Now as far as rating films highly because they say something. They might say something very important but they don't say nothing as brilliantly as Hitchcock says nothing. I'm being rhetorical. Hitch is saying lots just by mirroring life in a way that is so exactingly honest in a way that is completely beyond 99% of other directors. I'm underestimating. We have Kurosawa and Kubrick and Bergman, who are that incisive. If you want to say that Bergman is "better" because he "says stuff" in his films, that's fine and a matter completely of taste. Nobody made a film like Hitch. OK Kurosawa. Hawks...erm Spielberg early on. I won't be silly to make a point. its say its a finite exclusive club. Melville. Wilder......I'll stop.

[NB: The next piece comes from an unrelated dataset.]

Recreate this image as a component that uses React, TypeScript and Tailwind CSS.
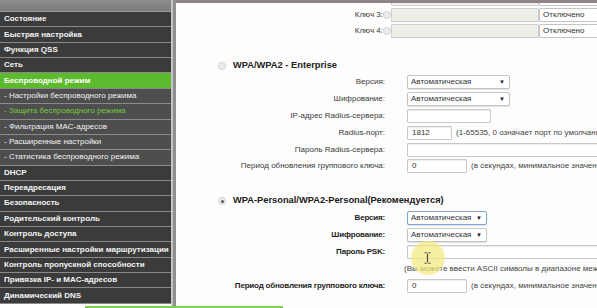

This reminds me of the days when a film was merely about a plastic bag flying in the wind. It didn't say anything. It's merely life on-screen. I guess there is a charm to that that I haven't quite grasped. We millennials are spoiled with movies heavily focused on narratives, as opposed to abstract films about nothing. So, it will take me a significant amount of period to adjust and appreciate that style of old.
Say a decade or two.
I'm just kidding. You might be surprised, but I have enjoyed similar stories about nothing in the past. There's this anime,
Mushishi, that's about
nothing. Like, literally just a doctor who goes around curing people. That's the plot. The drama is minimum, though there existed some exposition. And this form of storytelling you're describing is often called the "slice of life" genre, right? I personally enjoyed the genre on some level in anime (I've always preferred animation over real people; more interesting). I find them boring sometimes because there's no story, but I could at least appreciate the sentiment of watching life imitated on-screen. So I might just come around to Hitchcock's realistic portrayal of life in his movies in the future.
That being said, I never did associate Hitchcock with slice-of-life. He's always been the suspense director for me, the predecessor to Fincher. I mean, he's the Master of
Suspense, c'mon.
So you should understand why I was caught a bit off guard going into RW. I was expecting to have my mind twisted and turned the way Fincher so often did to me, the way I felt watching Vertigo.
Maybe shift this list of shame thing into the thread that's here. Let others in on the journey. Get them to pick a film for you.
I really want to. Believe me, ever since I've taken an interest in the Top 100 Club, I wanted to join in on the List of Shame thread too. But now is just not really the time, I feel. I mean, working through Teproc's list alone was exhaustive enough, but working through my own list of Kurosawa, Bergman, Truffaut, and whatnot? Uh uh. It would just be like Coppola and The Godfather trilogy all over again. So yeah, I want to take it slow, on my own pace. One day, I would be in a mood for profundity, and that's when I'll probably post my list in the List of Shame thread.